DIRECTION: Give back exactly the lines from the beginning of the listing below to the line holding "import React from", both ends included; the pictures stay out.

# RECORDED DATA start

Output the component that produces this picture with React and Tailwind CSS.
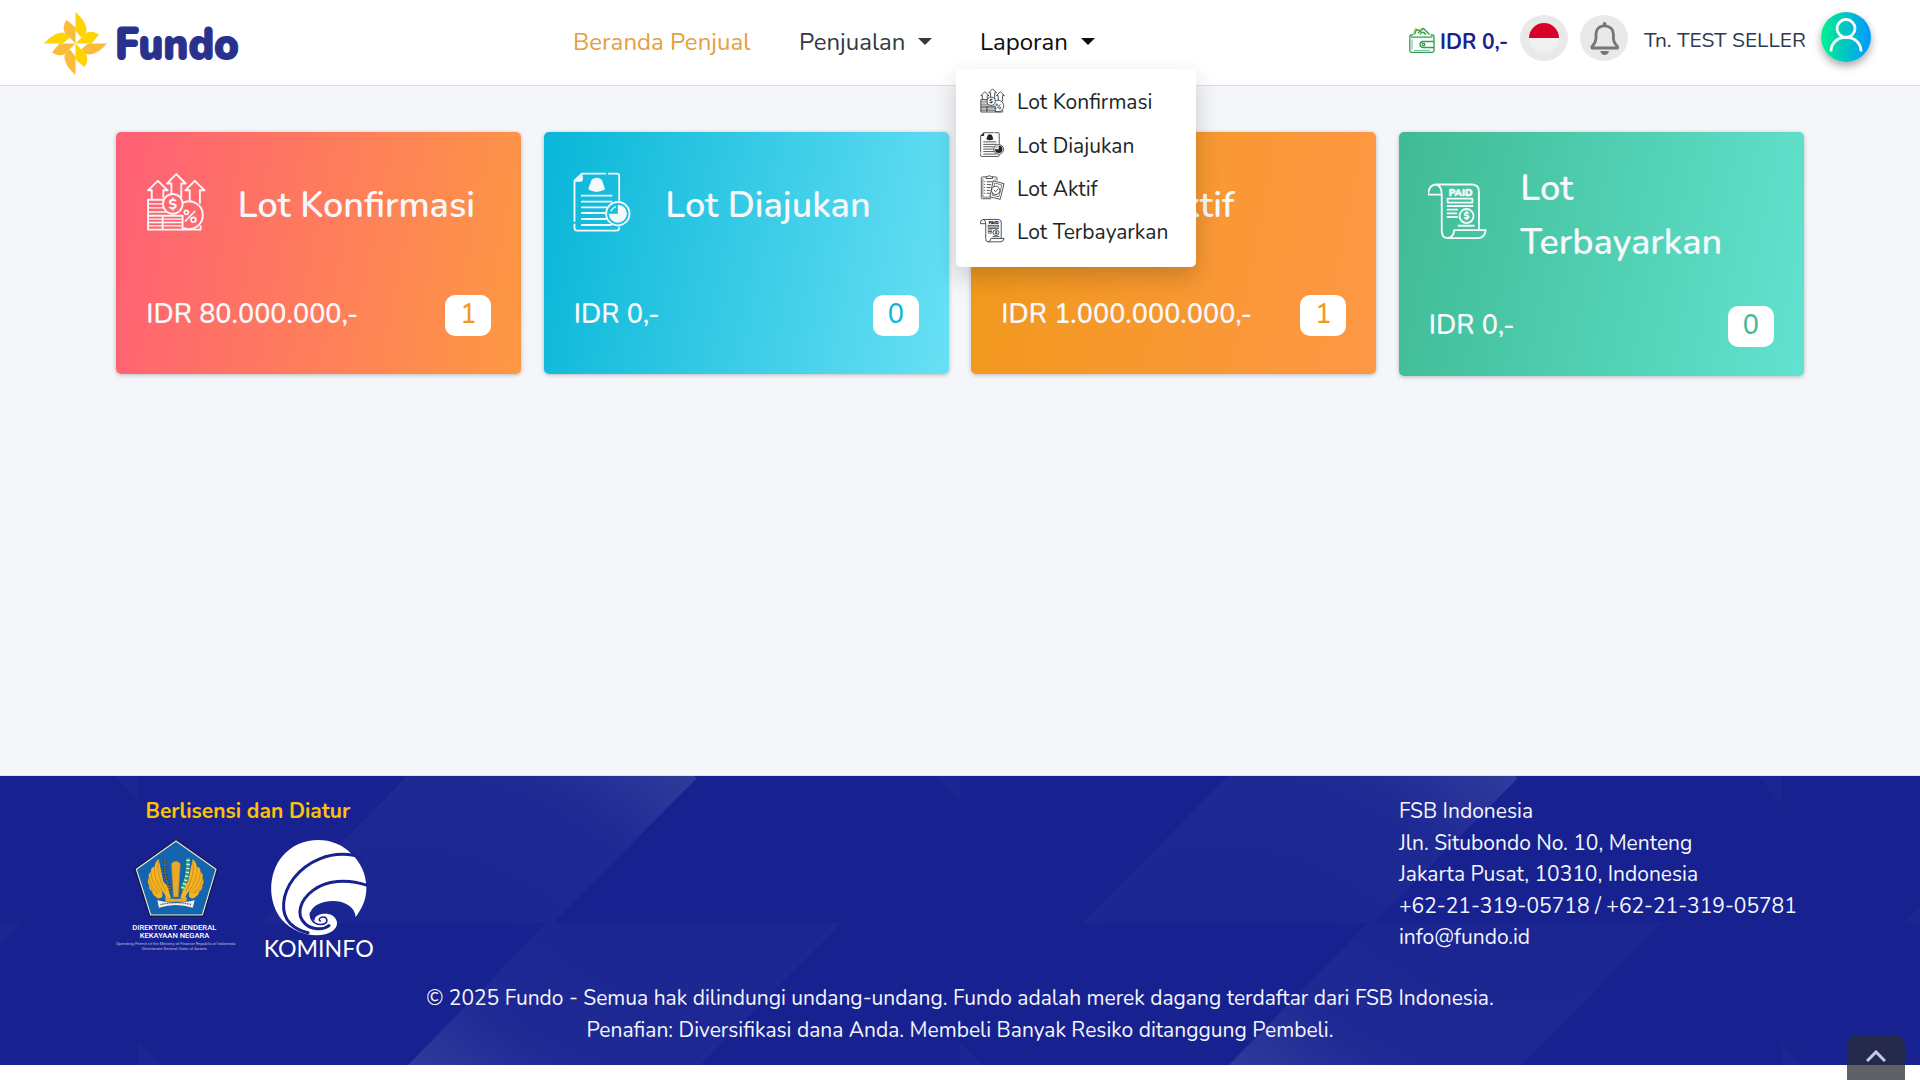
import React from "react";

function FundoMark() {
  const big = "M136 38C153 53 169 72 169 94C168 102 163 107 157 112L152 113L136 94Z";
  const small = "M110 62C99 75 98 92 106 102L136 132V84Z";
  const petals = [
    [0, "#ffd400", "#fdbb3a"],
    [90, "#fdbb3a", "#ffd400"],
    [180, "#fdbb3a", "#ffd400"],
    [270, "#ffd400", "#fdbb3a"],
  ];
  return (
    <svg viewBox="42 38 188 188" className="h-[63px] w-[63px]">
      {petals.map(([a, c1, c2]) => (
        <g key={a} transform={`rotate(${a} 136 132)`}>
          <path d={big} fill={c1} />
          <path d={small} fill={c2} />
        </g>
      ))}
    </svg>
  );
}

function KonfirmasiIcon({ className }) {
  return (
    <svg viewBox="137 157 177 175" className={className} fill="none" stroke="currentColor" strokeWidth="5.500" strokeLinejoin="round">
      <path d="M212 220V190H199L226 162L254 190H241V232M154 238V210H143L172 182L201 210H188V232M266 242V210H253L281 182L310 210H296V250" />
      <path d="M190 238H143V326H245V285H143M186 285V326" />
      <path d="M143 250H186M143 262H188M143 274H196M143 295H245M143 305H245M143 315H245" strokeWidth="4" />
      <circle cx="216" cy="250" r="29" />
      <path d="M245 247A41 41 0 1 1 247 321M245 326H298V314" />
      <text x="216" y="265" textAnchor="middle" fontSize="42" fontWeight="800" fontFamily="Nunito, Lato, sans-serif" fill="currentColor" stroke="none">$</text>
      <g strokeWidth="5">
        <path d="M282 271L252 302" />
        <circle cx="256" cy="275" r="6" />
        <circle cx="277" cy="297" r="7" />
      </g>
    </svg>
  );
}

function DiajukanIcon({ className }) {
  return (
    <svg viewBox="104 154 175 180" className={className} fill="none" stroke="currentColor" strokeWidth="5.500" strokeLinejoin="round">
      <path d="M106 303V180L128 159H200M206 159H234Q240 159 240 165V240M240 318V322Q240 330 232 330H114Q106 330 106 322V309" />
      <path d="M106 183L131 160V178Q130 183 124 183Z" fill="currentColor" stroke="none" />
      <path d="M157 178Q172 164 188 178L198 206Q172 222 147 206Z" fill="currentColor" stroke="none" />
      <path d="M128 225H217M128 243H217M128 260H202M128 277H197M128 295H200M128 313H216" strokeLinecap="round" />
      <circle cx="236" cy="279" r="35" />
      <path d="M236 279V252A27 27 0 1 1 209 279Z" fill="currentColor" stroke="none" />
      <path d="M215 272Q219 262 230 258" strokeWidth="4" />
    </svg>
  );
}

function AktifIcon({ className }) {
  return (
    <svg viewBox="58 163 76 78" className={className} fill="none" stroke="currentColor" strokeWidth="2.4" strokeLinejoin="round">
      <path d="M76 169H65Q61 169 61 173V233Q61 237 65 237H92M96 169H106Q110 169 110 173V180" />
      <path d="M76 174V168H80Q86 162 92 168H96V174Z" />
      <path d="M66 174V232H90M104 174V180" strokeWidth="1.8" />
      <path d="M78 184H96M78 193H92M78 202H90M78 211H88M78 220H88" />
      <path d="M70 184H73M70 193H73M70 202H73M70 211H73M70 220H73" />
      <path d="M98 181L132 190L120 239L88 231Z" />
      <path d="M103 188L125 194L116 231L95 226Z" strokeWidth="1.8" />
      <circle cx="106" cy="211" r="13" fill="white" />
      <path d="M100 209L105 215L114 206" />
    </svg>
  );
}

function TerbayarkanIcon({ className }) {
  return (
    <svg viewBox="116 188 179 172" className={className} fill="none" stroke="currentColor" strokeWidth="5.500" strokeLinejoin="round">
      <path d="M140 195H248Q268 196 268 216V331M140 195Q117 197 117 225H157Q157 199 140 195M157 225V332Q157 355 175 355Q193 352 194 331H288Q286 354 264 355H175" />
      <text x="178" y="229" textLength="71" lengthAdjust="spacingAndGlyphs" fontSize="29" fontWeight="900" fontFamily="Nunito, Lato, sans-serif" fill="currentColor" stroke="currentColor" strokeWidth="1.5">PAID</text>
      <rect x="174.500" y="237" width="74" height="12" />
      <path d="M172 259H251M172 270H205M172 281H203M172 292H205M205 318H255" />
      <circle cx="231" cy="289" r="21" />
      <text x="231" y="299" textAnchor="middle" fontSize="27" fontWeight="900" fontFamily="Nunito, Lato, sans-serif" fill="currentColor" stroke="currentColor" strokeWidth="1">$</text>
    </svg>
  );
}

function WalletIcon() {
  return (
    <svg viewBox="0 0 26 26" className="h-[26px] w-[26px]" fill="none" strokeLinejoin="round">
      <g stroke="#c9b53c" strokeWidth="1">
        <path d="M4.500 7.500L6 1.500L17 7.500M9 3L14 1L20 6.500" />
      </g>
      <g stroke="#2f9e4f" strokeWidth="1.300">
        <path d="M5.500 7.500L7.500 2.500L11 4.500M11 7.500Q12 4.500 15 5.500L17 7.500M9 6L14.500 1.500L20.500 7.500" />
        <path d="M4 8H2.500Q.8 8 .8 10V23.500Q.8 25.300 2.600 25.300H23.300Q25 25.300 25 23.500V20.500M25 14.500V10Q25 8 23.300 8H21.500" />
        <path d="M2 10.200H23.500M25 14.500H14Q11 14.800 11 17.500Q11 20.300 14 20.500H25V14.500" />
        <circle cx="14.500" cy="17.500" r="1.300" />
      </g>
      <path d="M3 12.500V22.500M5 23.400H21" stroke="#74b9a5" strokeWidth="1" />
    </svg>
  );
}

function BellIcon() {
  return (
    <svg viewBox="0 0 30 34" className="mt-px ml-px h-[34px] w-[30px]" fill="none">
      <path d="M14.500 3.800C9 3.800 6 7.500 6 12V16Q6 20.500 2 24.500V26H27.500V24.500Q23.400 20.500 23.400 16V12C23.400 7.500 20 3.800 14.500 3.800Z" stroke="#767676" strokeWidth="2.800" strokeLinejoin="round" />
      <circle cx="14.600" cy="1.900" r="1.900" fill="#767676" />
      <path d="M10.300 29H19Q18 33 14.600 33Q11.200 33 10.300 29Z" fill="#767676" />
    </svg>
  );
}

function Caret() {
  return <span className="mt-[-2px] inline-block border-x-[7px] border-t-[7px] border-x-transparent border-t-current" />;
}

function TreasuryLogo() {
  const wing = "M213 354Q204 332 206 322L190 306L176 238Q166 246 163 262Q152 262 153 276Q143 282 147 294Q140 304 147 316Q145 328 155 334Q158 346 168 352Q178 362 188 350L186 334Q196 342 200 358Z";
  const feathers = "M176 242Q166 280 196 334M163 262Q160 300 190 338M153 276Q152 308 182 338M147 294Q150 322 176 340M147 316Q154 334 172 342";
  return (
    <svg viewBox="45 175 365 345" className="h-[115px] w-[121.700px] overflow-visible">
      <path d="M228 181L351 268L309 409H150L105 268Z" fill="#1565ae" stroke="#15183f" strokeWidth="6" strokeLinejoin="round" />
      <path d="M228 184L348 269L307 406H152L109 269Z" fill="none" stroke="#e4e6ea" strokeWidth="3.500" />
      <g>
        <path d={wing} fill="#f6b221" />
        <path d={feathers} fill="none" stroke="#9a7424" strokeWidth="1.500" />
      </g>
      <g transform="matrix(-1 0 0 1 454 0)">
        <path d={wing} fill="#f6b221" />
        <path d={feathers} fill="none" stroke="#9a7424" strokeWidth="1.500" />
      </g>
      <path d="M214 252Q227 238 241 252L235 352H220Z" fill="#e9a92a" stroke="#a77a20" strokeWidth="1.500" />
      <path d="M195 240Q190 290 212 332" stroke="#3d3a3a" strokeWidth="9" strokeDasharray="5 3" fill="none" />
      <path d="M195 240Q190 290 212 332" stroke="#c99a2c" strokeWidth="4" strokeDasharray="3 5" fill="none" />
      <path d="M264 236Q266 290 246 330" stroke="#2aa66a" strokeWidth="11" fill="none" />
      <path d="M264 240Q266 290 246 330" stroke="#e8f4ee" strokeWidth="10" strokeDasharray="4 8" fill="none" />
      <path d="M196 352Q228 364 260 352V366H196Z" fill="#e9a92a" />
      <path d="M172 362Q227 378 284 362L278 384Q227 368 177 384Z" fill="#f2f2f2" />
      <path d="M181 375Q227 363 275 375" stroke="#555" strokeWidth="4" strokeDasharray="3 2" fill="none" />
      <g fill="#fff" fontFamily="Roboto, sans-serif">
        <text x="97" y="450" fontSize="24" fontWeight="500" textLength="252" lengthAdjust="spacingAndGlyphs">DIREKTORAT JENDERAL</text>
        <text x="119" y="476" fontSize="24" fontWeight="500" textLength="209" lengthAdjust="spacingAndGlyphs">KEKAYAAN NEGARA</text>
        <g opacity=".65">
          <text x="48" y="496" fontSize="12" textLength="358" lengthAdjust="spacingAndGlyphs">Operating Permit of the Ministry of Finance Republic of Indonesia</text>
          <text x="126" y="511" fontSize="12" textLength="195" lengthAdjust="spacingAndGlyphs">Directorate General State of Assets</text>
        </g>
      </g>
    </svg>
  );
}

function KominfoLogo() {
  return (
    <svg viewBox="490 175 335 365" className="h-[121.700px] w-[111.700px] overflow-visible">
      <path fill="#fff" d="M768 412C784 390 801 362 800 322C799 285 785 250 755 222C700 165 600 168 548 230C502 285 505 372 548 422C575 452 615 466 650 467C690 467 714 450 712 428C708 408 692 401 672 402C655 403 643 412 645 424C632 418 629 408 632 398C640 376 668 364 700 364C735 364 766 382 768 412Z" />
      <g fill="none" stroke="#172290" strokeLinecap="round">
        <path d="M762 227C690 214 622 245 582 296C545 345 542 402 572 432C590 449 608 456 625 459" strokeWidth="9" />
        <path d="M758 224L790 240" strokeWidth="8" />
        <path d="M803 317C740 296 680 302 640 332C600 362 588 405 616 432C632 448 668 454 688 438" strokeWidth="9" />
        <path d="M632 400C630 428 655 440 675 432C686 426 683 410 668 412C658 414 656 422 662 424" strokeWidth="4.500" />
      </g>
      <text x="492" y="532" fontSize="69" fill="#fff" fontWeight="400" fontFamily="Lato, sans-serif" textLength="330" lengthAdjust="spacingAndGlyphs">KOMINFO</text>
    </svg>
  );
}

function FooterPattern() {
  return (
    <svg className="absolute inset-0 h-full w-full" viewBox="0 776 1920 289" preserveAspectRatio="none">
      <defs>
        <radialGradient id="upper" gradientUnits="userSpaceOnUse" cx="400" cy="1090" r="440">
          <stop offset=".3" stopColor="#fff" stopOpacity=".012" />
          <stop offset=".75" stopColor="#fff" stopOpacity=".035" />
          <stop offset="1" stopColor="#fff" stopOpacity=".12" />
        </radialGradient>
        <radialGradient id="lower" gradientUnits="userSpaceOnUse" cx="700" cy="765" r="430">
          <stop offset=".3" stopColor="#fff" stopOpacity=".012" />
          <stop offset=".75" stopColor="#fff" stopOpacity=".035" />
          <stop offset="1" stopColor="#fff" stopOpacity=".12" />
        </radialGradient>
      </defs>
      {[-821, 0, 821, 1642].map((dx) => (
        <g key={dx} transform={`translate(${dx} 0)`}>
          <path d="M407 776H693Q698 777 695 780L553 923H262Z" fill="url(#upper)" />
          <path d="M547 923H841L700 1065H408Z" fill="url(#lower)" />
          <path d="M115 776H139V802ZM139 1043L161 1065H139Z" fill="#fff" fillOpacity=".02" />
        </g>
      ))}
    </svg>
  );
}

const menu = [
  ["Lot Konfirmasi", KonfirmasiIcon],
  ["Lot Diajukan", DiajukanIcon],
  ["Lot Aktif", AktifIcon],
  ["Lot Terbayarkan", TerbayarkanIcon],
];

const cards = [
  { title: "Lot Konfirmasi", amount: "IDR 80.000.000,-", count: 1, Icon: KonfirmasiIcon, bg: "bg-[linear-gradient(101deg,#ff5f76,#fd9942)]", fg: "text-[#f2991c]" },
  { title: "Lot Diajukan", amount: "IDR 0,-", count: 0, Icon: DiajukanIcon, bg: "bg-[linear-gradient(101deg,#08b6d8,#68e0f4)]", fg: "text-[#0ab7d8]" },
  { title: "Lot Aktif", amount: "IDR 1.000.000.000,-", count: 1, Icon: AktifIcon, bg: "bg-[linear-gradient(101deg,#f0991a,#ff9746)]", fg: "text-[#f2991c]" },
  { title: "Lot Terbayarkan", amount: "IDR 0,-", count: 0, Icon: TerbayarkanIcon, bg: "bg-[linear-gradient(101deg,#3fba93,#62e3d0)]", fg: "text-[#3fba93]", tall: true },
];

function Card({ title, amount, count, Icon, bg, fg, tall }) {
  return (
    <div className={`rounded-[5px] px-[30px] pt-[30px] text-[#f7f8fb] shadow-[0_1px_4px_rgba(0,0,0,0.25)] ${bg} ${tall ? "h-[244px]" : "h-[242px]"}`}>
      <div className={`flex items-center ${tall ? "h-[107px]" : "h-[87px]"}`}>
        <Icon className={`ml-[-0.500px] h-[60px] w-[60px] shrink-0 ${tall ? "mb-[10px]" : "mb-[8px]"}`} />
        <h2 className="ml-[32px] text-[36px] leading-[54px] font-semibold">{title}</h2>
      </div>
      <div className={`flex items-start justify-between text-[27px] ${tall ? "mt-[37px]" : "mt-[46px]"}`}>
        <span className="leading-[40px] font-semibold">{amount}</span>
        <span className={`h-[41px] w-[46px] rounded-[10px] bg-white text-center leading-[39px] font-medium ${fg}`}>{count}</span>
      </div>
    </div>
  );
}

export default function App() {
  return (
    <div className="relative flex h-[1080px] w-[1920px] flex-col overflow-hidden bg-white font-[Nunito,Lato,sans-serif] text-[21px] leading-[31.5px]">
      <header className="flex h-[86px] shrink-0 items-start border-b border-[#dcdfe6] bg-white">
        <div className="ml-[44px] flex w-[529px] pt-[12px]">
          <FundoMark />
          <svg viewBox="0 0 126 46" className="mt-[4px] ml-[8px] h-[46px] w-[126px] overflow-visible">
            <text x="0" y="43" textLength="124" lengthAdjust="spacingAndGlyphs" fontSize="45" fontWeight="900" fontFamily="Nunito, Lato, sans-serif" fill="#2a318d" stroke="#2a318d" strokeWidth="1">Fundo</text>
          </svg>
        </div>
        <nav className="flex pt-[24px] text-[24px] leading-[36px] text-[#343a40]">
          <a className="w-[226px] tracking-[0.050px] text-[#e3a03f]">Beranda Penjual</a>
          <div className="flex w-[181px] items-center gap-[13px]">Penjualan<Caret /></div>
          <div className="relative">
            <div className="flex items-center gap-[13px] text-[#0c0d0e]">Laporan<Caret /></div>
            <div className="absolute top-[45px] left-[-24px] z-10 h-[198px] w-[240px] rounded-[5px] bg-white py-[11.500px] text-[21px] text-[#212529] shadow-[0_10px_24px_rgba(0,0,0,0.18)]">
              {menu.map(([label, Icon]) => (
                <div key={label} className="flex h-[43.400px] items-center gap-[12px] pl-[24px]">
                  <Icon className="mt-[-3px] h-[25px] w-[25px]" />
                  <span>{label}</span>
                </div>
              ))}
            </div>
          </div>
        </nav>
        <div className="mr-[49px] ml-auto flex">
          <div className="flex pt-[27px]">
            <WalletIcon />
            <span className="ml-[5px] w-[80px] text-[21px] leading-[30px] font-bold text-[#17238f]">IDR 0,-</span>
          </div>
          <div className="mt-[15px] flex h-[46px] w-[48px] items-center justify-center rounded-[50%] bg-[#e9e9e9]">
            <div className="h-[30px] w-[30px] rounded-full bg-[linear-gradient(#d80027_50%,#f0f0f0_50%)]" />
          </div>
          <div className="mt-[15px] ml-[12px] flex h-[46px] w-[48px] items-center justify-center rounded-[50%] bg-[#e9e9e9]">
            <BellIcon />
          </div>
          <span className="mt-[24.500px] ml-[16px] w-[177px] text-[20.900px] whitespace-nowrap text-[#2b3a4c]">Tn. TEST SELLER</span>
          <div className="mt-[12px] flex h-[50px] w-[50px] justify-center rounded-full bg-[linear-gradient(90deg,#00f38d,#0098ff)] shadow-[0_4px_8px_rgba(0,0,0,0.35)]">
            <svg viewBox="0 0 50 50" className="h-[50px] w-[50px]" fill="none" stroke="#fff" strokeWidth="2.800">
              <circle cx="25" cy="16.500" r="9" />
              <path d="M10 39.500C10 20.500 40 20.500 40 39.500" strokeLinecap="butt" />
            </svg>
          </div>
        </div>
      </header>

      <main className="h-[690px] shrink-0 border-b border-[#dfe5ea] bg-[#f4f6fa] pt-[46px]">
        <div className="mx-auto grid w-[1687.500px] grid-cols-4 items-start gap-[22.500px]">
          {cards.map((c) => (
            <Card key={c.title} {...c} />
          ))}
        </div>
      </main>

      <footer className="relative h-[289px] shrink-0 bg-[#172290] text-[#f4f5fa]">
        <FooterPattern />
        <div className="relative flex h-[207px] justify-between pt-[20px]">
          <div className="ml-[115px]">
            <h3 className="ml-[30.500px] font-bold text-[#ffc107]">Berlisensi dan Diatur</h3>
            <div className="mt-[10.500px] flex gap-[26px]">
              <TreasuryLogo />
              <KominfoLogo />
            </div>
          </div>
          <address className="w-[521px] not-italic">
            <p>FSB Indonesia</p>
            <p>Jln. Situbondo No. 10, Menteng</p>
            <p>Jakarta Pusat, 10310, Indonesia</p>
            <p>+62-21-319-05718 / +62-21-319-05781</p>
            <p>info@fundo.id</p>
          </address>
        </div>
        <div className="relative text-center">
          <p>© 2025 Fundo - Semua hak dilindungi undang-undang. Fundo adalah merek dagang terdaftar dari FSB Indonesia.</p>
          <p>Penafian: Diversifikasi dana Anda. Membeli Banyak Resiko ditanggung Pembeli.</p>
        </div>
      </footer>

      <button className="absolute right-[15px] bottom-0 flex h-[45px] w-[58px] justify-center rounded-t-[10px] bg-[rgba(42,44,54,0.75)] pt-[15px]">
        <svg viewBox="0 0 20 12" className="h-[12px] w-[20px]" fill="none" stroke="#c5c9e6" strokeWidth="3">
          <path d="M1 11L10 2L19 11" />
        </svg>
      </button>
    </div>
  );
}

# RECORDED DATA end

WORKED SOLUTION:
Output the component that produces this picture with React and Tailwind CSS.
import React from "react";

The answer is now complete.